Wiki/Escrow & Finance/Four-Eyes Escrow: Two Operators For The Deposit Step
08Escrow & Finance3 min read

Four-Eyes Escrow: Two Operators For The Deposit Step

Why confirming a buyer’s wire as received needs a second pair of eyes, what the proposer/approver split looks like, and how the audit row reads after a confirmed deposit.

The deposit step is where money first becomes real. The buyer wires funds; somebody at the platform marks the wire as received; from that moment the seller can ship. If the “somebody” is one operator alone, a single mistake or a single bad actor can flip a deposit-not-yet-arrived flag to received and let goods leave the warehouse on no payment. The four-eyes control closes that door.

Two operators, two roles

One operator proposes the deposit confirmation: they’ve seen the IBAN reconciliation report or the bank statement, the structured reference matches the escrow ID, and they record their proposal in the escrow detail page. A second operator approves: they verify the same evidence independently and click Approve. The escrow flips to held only after the approval; before that, it stays in the “deposit pending” state regardless of how the proposer recorded it.

Why two pairs of eyes

Because finance teams expect it, auditors look for it, and the failure mode without it is the kind that gets discovered after a buyer has already received goods on a deposit that was never paid.

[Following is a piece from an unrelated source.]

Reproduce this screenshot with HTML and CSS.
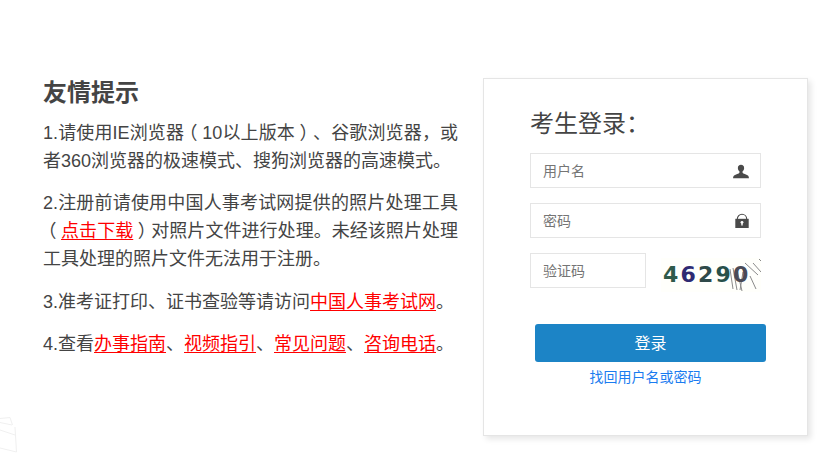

The four-eyes control is the kind of compliance feature that doesn’t prevent the common case from happening fast — proposer and approver can both clear the queue in a few minutes — but does prevent the rare case from happening alone.

The audit row

The deposit confirmation event in escrow_events records both actors: the proposer, the approver, the timestamps for each, the evidence references each cited (the bank statement file ID, the reconciliation row ID), and the resulting state transition. An auditor reading the row a year later sees who agreed to mark the deposit confirmed, with corroborating evidence, instead of one user’s say-so.

Same-person guard

A proposer cannot be their own approver. The Approve action is gated on user_id ≠ proposer_user_id. The check runs at the API layer and at the database trigger, so the second-pair-of-eyes property is enforced even if the UI somehow let it slip. Tenants too small to have two operators (rare but it happens) can configure the policy to require platform-staff approval instead — the same control with a different second pair.

What it doesn’t cover

The four-eyes control is on the deposit side specifically. The release side has its own controls: explicit buyer acceptance, dispute paths, or the auto-release window (see escrow-auto-release). Both sides combined produce a flow where neither the deposit nor the release relies on a single human action.